Cathal Maguire

Maguire, Cathal, Dean of Clogher, an eminent divine, philosopher, and historian, and a canon of Armagh, was born about 1438. He was the 7th in descent from Maguire, a distinguished chief of Fermanagh, who died in 1302. Harris's Ware says he wrote Annales Hiberniae usque ad sua tempora. They were called Annales Senatenses from a place called Senat-Mac-Magnus, in the County of Fermanagh [Belle Isle in Lough Erne], where the author wrote them, and oftener Annales Ultonienses, the Annals of Ulster, because they were compiled in and by natives of that province. They begin in 431, and are carried down by the compiler to his death in 1498; but they were afterwards continued by Roderic Cassidy to the year 1532. He also wrote a book entitled Aengusius Auctus, or the Martyrology of Aengus enlarged.
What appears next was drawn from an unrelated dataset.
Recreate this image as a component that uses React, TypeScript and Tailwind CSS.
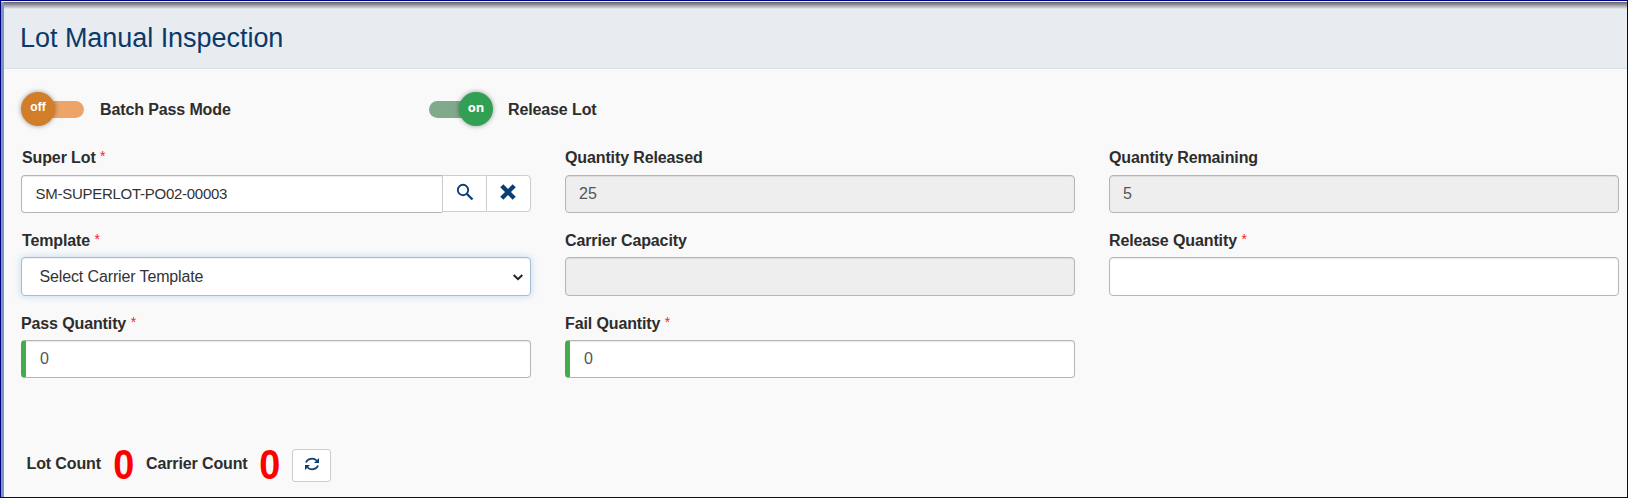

He died of small-pox on the 23rd of March 1498, aged 59. There are also ascribed to him Scholia, or annotations on the Registry of Clogher, a work now lost. Several interesting notes on this annalist, by Dr. O'Donovan, will be found in the Annals of the Four Masters under the year 1498; and O'Curry devotes the larger portion of a chapter of his Manuscript Materials of Ancient Irish History to a disquisition on the five copies of the Annals of Ulster known to exist. He says "the text is a mixture of Gaedhlic and Latin, sometimes being written partly in one language and partly in the other."

Sources

134. Four Masters, Annals of Ireland by the: Translated and Edited by John O'Donovan. 7 vols. Dublin, 1856.

260. O'Curry, Eugene: Manuscript Materials of Ancient Irish History. Dublin, 1861.

339. Ware, Sir James, Works: Walter Harris. 2 vols. Dublin, 1764.